There’s no documentation for integrating with dataproc, this is uncharted territory, so to speak.

can you just explain the high level flow of ingestion? I just cant understand how hadoop ingestion works

The high level flow is something like this:

  • Determine partitioning information

  • Build segments based on that partitioning information

  • After segments are built, upload them to deep storage (“push”)

  • After segments are pushed to deep storage, add their metadata to the metadata store (“publish”)

  • Wait for historical nodes to download the published segments (“handoff”)

Now, what can be the problem with hadoopWorkingPath in hadoop local file system?

hadoopWorkingPath is meant to be a distributed path accessible across your hadoop cluster (typically would be an HDFS path) so a local file system path would fail.

Hey Jonathan,

Sorry I didnt ask my question clearly, I wanted to know the flow of ingestion when using dataproc.

As for hadoopWorkingPath, when I left the default value i.e., var/druid/hadoop-tmp as it is and try to ingest, I can see that the files are being created in HDFS and are being deleted.
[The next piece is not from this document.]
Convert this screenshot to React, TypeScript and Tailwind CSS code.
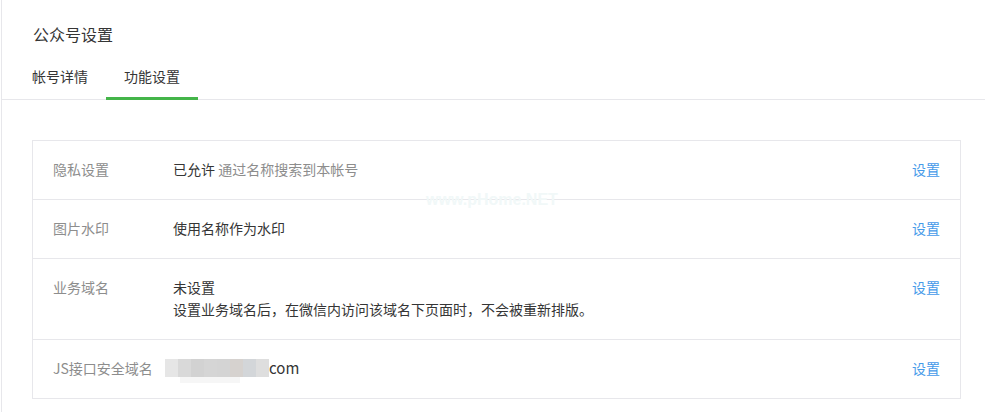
import React from "react";

const font = { fontFamily: '"Microsoft YaHei", "Noto Sans CJK SC", "Noto Sans", sans-serif' };

function Row({ label, children }: { label: string; children: React.ReactNode }) {
  return (
    <div className="flex items-start border-t border-[#e7e7eb] first:border-t-0 pt-[17px] pb-[19px] pl-5 pr-5 text-[14px] leading-[22px]">
      <div className="w-[120px] shrink-0 text-[#8d8d8d]">{label}</div>
      <div className="flex-1 text-[#353535]">{children}</div>
      <a className="text-[#459ae9] shrink-0 cursor-pointer">设置</a>
    </div>
  );
}

export default function App() {
  const blur = ["#e6e6e6", "#d9d9d9", "#d2d2d2", "#d5d5d5", "#d4d4d4", "#d6d2cf", "#d3d6d9", "#dedede"];
  return (
    <div className="relative w-[985px] h-[412px] bg-white overflow-hidden" style={font}>
      <div className="ml-px h-full border-l border-[#e7e7eb]">
        <div className="pt-[23px] pl-[31px] text-[16px] leading-[22px] text-[#353535]">公众号设置</div>
        <div className="mt-[20px] flex border-b border-[#e7e7eb] pl-[30px] text-[14px] text-[#353535]">
          <div className="pr-[18px] pb-[12px] leading-[22px]">帐号详情</div>
          <div className="relative px-[18px] pb-[12px] leading-[22px]">
            功能设置
            <div className="absolute left-0 right-0 bottom-[-1px] h-[3px] bg-[#44b549]" />
          </div>
        </div>
        <div className="mt-10 ml-[30px] w-[929px] border border-[#e7e7eb]">
          <Row label="隐私设置">
            已允许 <span className="text-[#8d8d8d]">通过名称搜索到本帐号</span>
          </Row>
          <Row label="图片水印">使用名称作为水印</Row>
          <Row label="业务域名">
            <div>未设置</div>
            <div>设置业务域名后，在微信内访问该域名下页面时，不会被重新排版。</div>
          </Row>
          <Row label="JS接口安全域名">
            <div className="flex items-center -ml-2">
              <div className="relative flex h-[18px]">
                {blur.map((c, i) => (
                  <div key={i} className="w-[13px] h-[18px]" style={{ backgroundColor: c }} />
                ))}
                <div className="absolute left-[15px] top-[18px] w-[60px] h-[6px] bg-[#f6f6f6]" />
              </div>
              <span className="text-[15px]">com</span>
            </div>
          </Row>
        </div>
      </div>
      <div className="absolute left-[426px] top-[188px] text-[16px] font-bold text-[#f1f8f8] pointer-events-none" style={{ fontFamily: '"Liberation Sans", sans-serif' }}>
        www.pHome.NET
      </div>
    </div>
  );
}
Additionally, i have tried upload random file from the dataproc cluster to the google storage and it worked fine.

So, dataproc can create map/reduce intermediate files and can also upload to google storage, what could be the problem?

Sorry I didnt ask my question clearly, I wanted to know the flow of ingestion when using dataproc.

AFAIK none of the Druid developers have tried using Druid + dataproc and worked out what needs to setup there (or if it even will work in the end).

I have put ‘google.cloud.auth.service.account.json.keyfile’ and ‘google.cloud.auth.service.account.enable’ in the core-site.xml and tried ingesting again which resulted in SUCCESS.

Since the task succeeded, I would stick with this working configuration.

At this point, if you want to dig deeper into how Druid is interacting with dataproc and understand what’s failing in your scenario, I would recommend looking into the hadoop ingestion code and working with it at the code level, putting in your own debug messages, etc.